The rules engine drives a critical feature of the ESC software, elasticity. Elasticity refers to the ability to spin up additional VNFs that may be required from increasing service load. Conversely elasticity also includes removing VNFs from service when they are no longer needed. In this release, the elasticity configuration is locked at “1” in the ESC software schema. This will prevent the VNFs from scaling up or down. The configurability of the ESC software rules engine elasticity factor will be enabled in subsequent releases.
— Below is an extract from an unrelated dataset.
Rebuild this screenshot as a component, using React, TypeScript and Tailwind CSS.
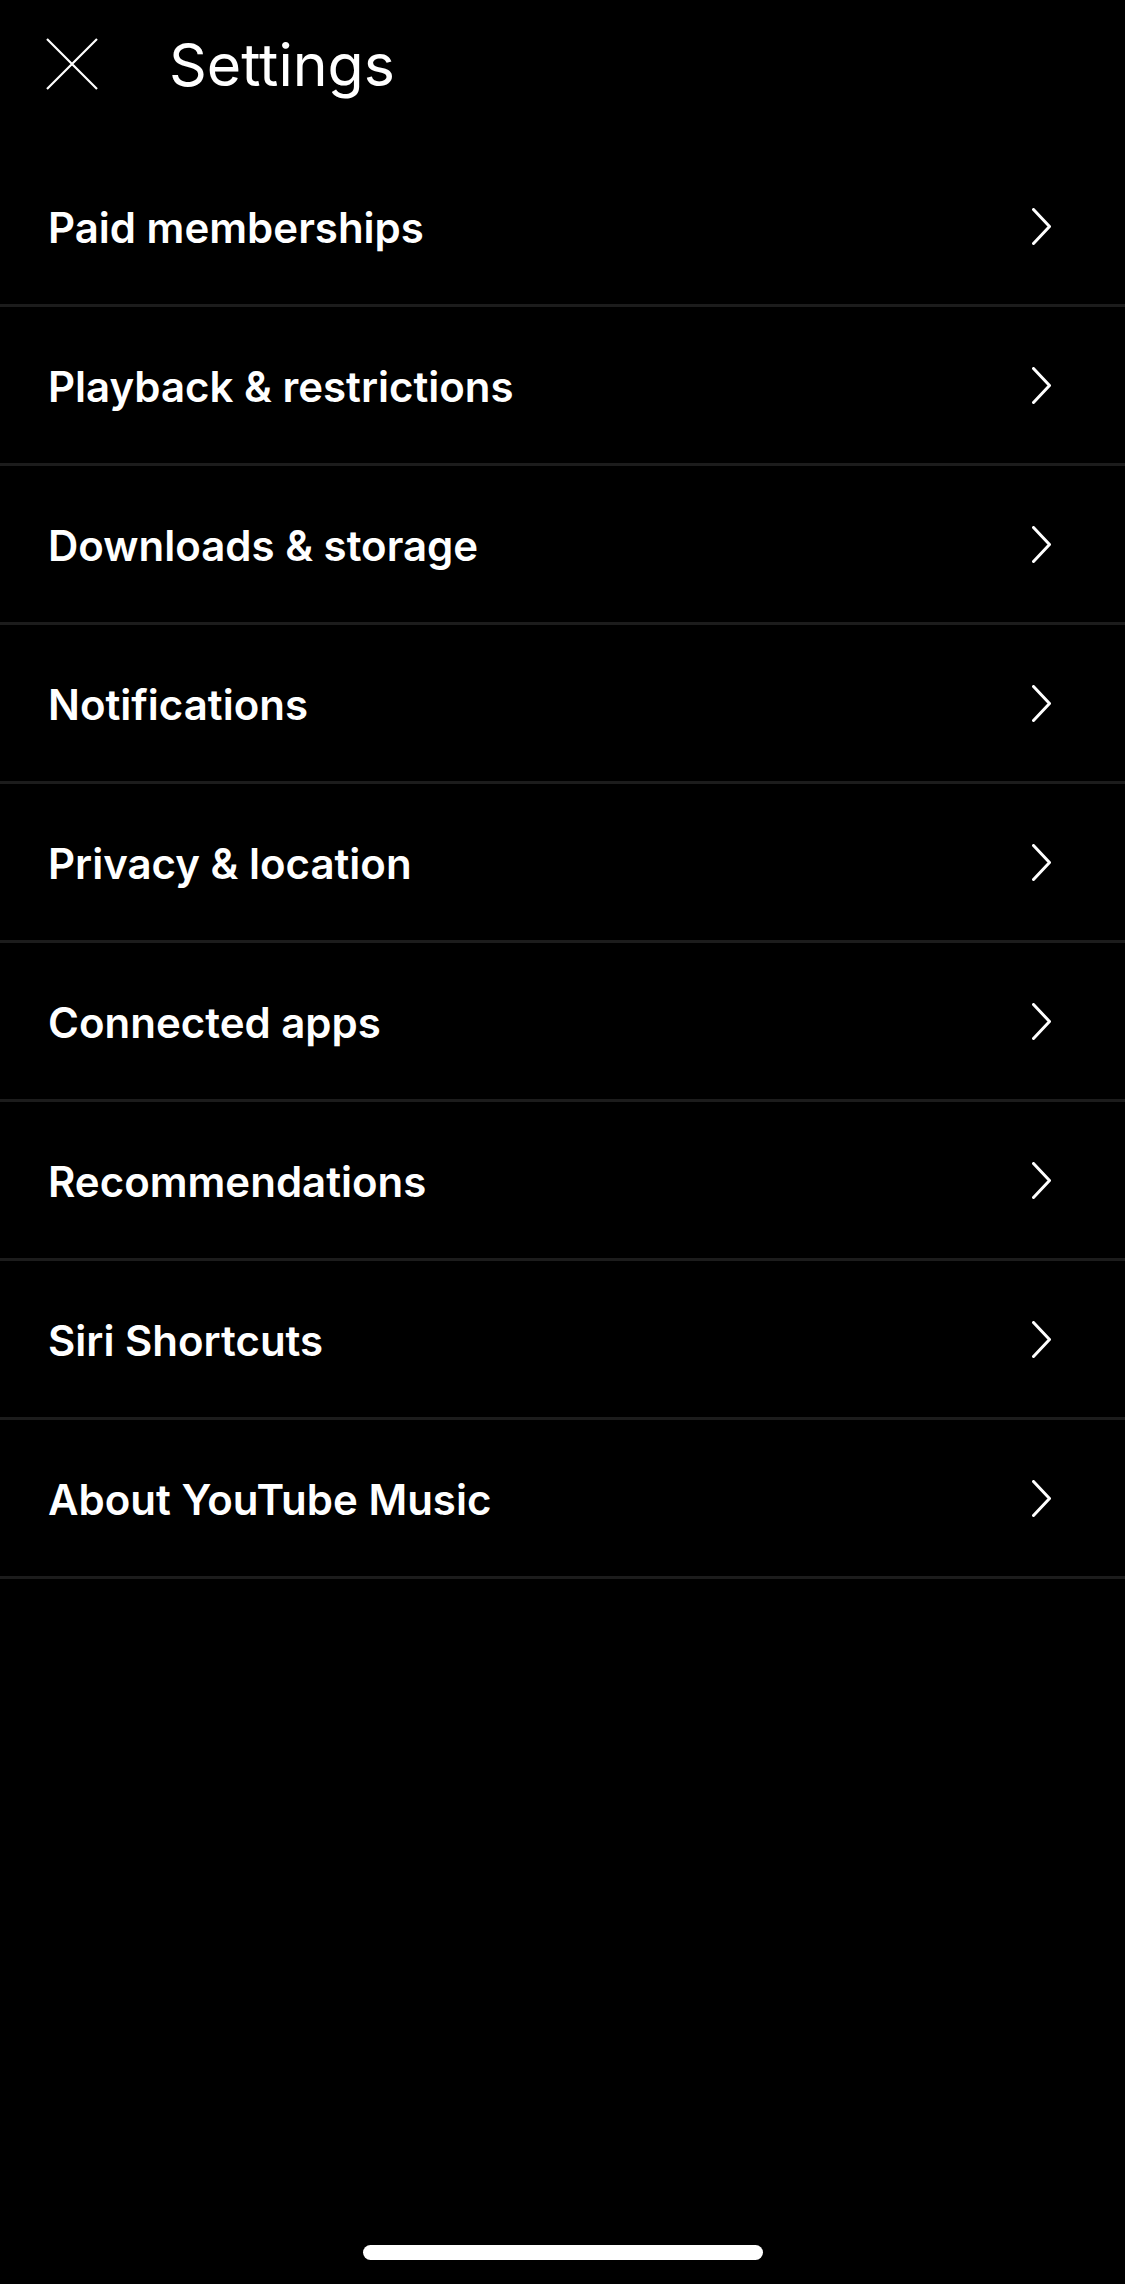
import React from 'react';

const items: string[] = [
    'Paid memberships',
    'Playback & restrictions',
    'Downloads & storage',
    'Notifications',
    'Privacy & location',
    'Connected apps',
    'Recommendations',
    'Siri Shortcuts',
    'About YouTube Music',
];

const CloseIcon = () => (
    <svg width="52" height="52" viewBox="0 0 52 52" fill="none">
        <path d="M1 1L51 51M51 1L1 51" stroke="white" strokeWidth="2.2" />
    </svg>
);

const Chevron = () => (
    <svg width="19" height="37" viewBox="0 0 19 37" fill="none">
        <polyline
            points="1.5,1.5 17.5,18.5 1.5,35.5"
            stroke="white"
            strokeWidth="3"
            strokeLinecap="round"
            strokeLinejoin="round"
        />
    </svg>
);

const SettingsRow: React.FC<{ label: string }> = ({ label }) => (
    <div className="flex items-center justify-between h-[159px] pl-[48px] pr-[74px] border-b-[3px] border-[#1c1c1c]">
        <span className="text-[42px] font-semibold text-white pt-[2px]">{label}</span>
        <Chevron />
    </div>
);

export default function App() {
    return (
        <div
            className="min-h-[2284px] w-full bg-black flex flex-col"
            style={{ fontFamily: 'Inter, Roboto, "Noto Sans", sans-serif' }}
        >
            {/* Header */}
            <header className="h-[148px] pb-[20px] flex items-center pl-[46px]">
                <CloseIcon />
                <h1 className="ml-[71px] text-[59px] font-normal text-white leading-none">Settings</h1>
            </header>

            {/* Settings list */}
            <nav className="flex flex-col">
                {items.map((item) => (
                    <SettingsRow key={item} label={item} />
                ))}
            </nav>

            {/* Home indicator */}
            <div className="mt-auto pb-[24px] flex justify-center">
                <div className="w-[400px] h-[15px] rounded-full bg-white" />
            </div>
        </div>
    );
}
Service monitoring is essential for detecting whether a VNF has stopped operating or is no longer functioning as expected per the service level agreement (SLA). The ESC software module uses various mechanisms such as SNMP and Ganglia, to detect that a VNF is acting out of profile. When this occurs, the ESC software restarts the VNF, maintaining the user license, and potentially being moved to a new compute resource if necessary. The VNF service monitoring information may also be sent as traps northbound via Open APIs to service assurance tools.

VMS Virtual Infrastructure Manager—OpenStack

The VMS platform assumes the Mitaka version of OpenStack as a Virtual Infrastructure Manager (VIM). The Elastic Service Controller will communicates with OpenStack Nova compute services and Neutron network service to provision Cloud VPN VNF types and create the a network connectivity. OpenStack is implemented as a series of controller services, these services are installed independent of VMS and requires dedicated servers.

For provisioning of VNF, the ESC communicates through a Nova REST Interface to provision a VM based on a particular VNF Type resources and image requirements. Provisioning of the virtual interfaces, Linux Bridges and OVS segments, the ESC communicates through a Neutron REST Interface. Lastly, VNF lifecycle operations utilize the same REST interfaces.